The four DOC produced in Abruzzo are the Contro Guerra, Trebbiano d'Abruzzo, Montepulciano d'Abruzzo and Montepulciano d'Abruzzo Colline Teramane.

The last two should not be confused with the Tuscan Vino Nobile di Montepulciano. While the Tuscan one takes its name from the town where it’s made in the province of Siena, the Abruzzo wine is made with a grape named Montepulciano.

DOCG wines:

  1. Montepulciano d'Abruzzo Colline Teramane

DOC wines:

  1. Controguerra
  2. Montepulciano d'Abruzzo - Sub denominations: Cerasuolo, Rosso
  3. Trebbiano d'Abruzzo

IGT wines:

  1. Alto Tirino
  2. Colli Aprutini
  3. Colli del Sangro
  4. Colline Frentane
  5. Colline Pescaresi
  6. Colline Teatine
  7. Del Vastese or Histonium
  8. Terre di Chieti
  9. Valle Peligna

 

Grapes and wines


The native Montepulciano (not to be confused with the town of that name in Tuscany where Vino Nobile is made) is a vine of undeniable distinction, even if its inherent class is not as widely acclaimed as it deserves to be. In parts of the Abruzzi, most notably in the low hills of the northern province of Teramo, Montepulciano becomes a red of irresistible character - full-bodied, even robust, with a capacity to age but with such supple smoothness that it can be eminently drinkable even when young. In higher inland areas, or from vineyards where growers have the habit of excessive yields, the wines tend to be lighter, often better suited to Cerasuolo, a sturdy, cherry-coloured rose'. A fair quantity of inky, strong blending wine is also produced in the region.

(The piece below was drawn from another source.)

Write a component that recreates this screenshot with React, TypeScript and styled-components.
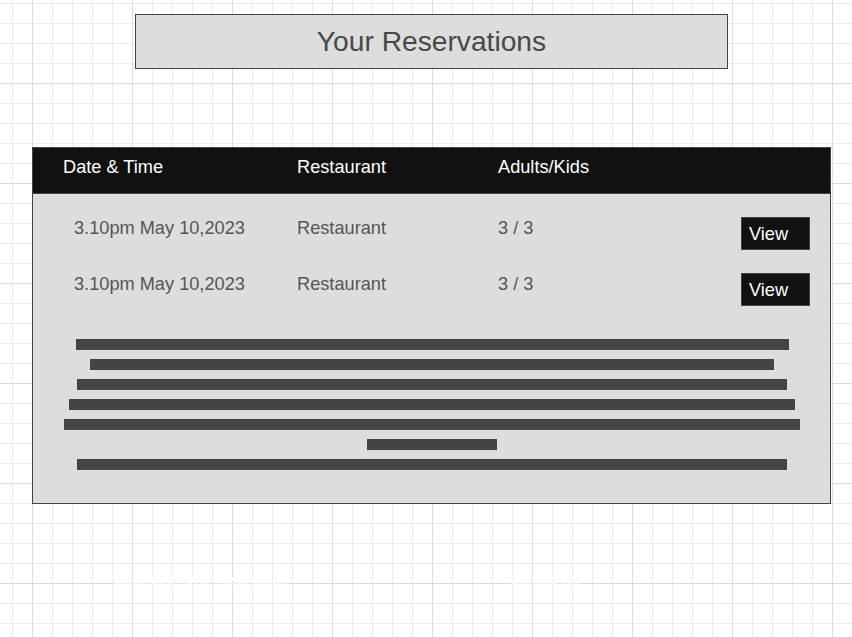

Most Trebbiano is based on the prolific Tuscan variety, which makes light, rather acidic whites of subtle aroma and flavour. A few growers work with the "true" Trebbiano d'Abruzzo (which may or may not be related to the Bombino Bianco of Apulia). One manages to make a Trebbiano of remarkable depth and texture, with a propensity to develop almost Burgandy-like complexity with four or five years, sometimes even more, of ageing. But these fine wines are rarely found in commerce, even in Italy.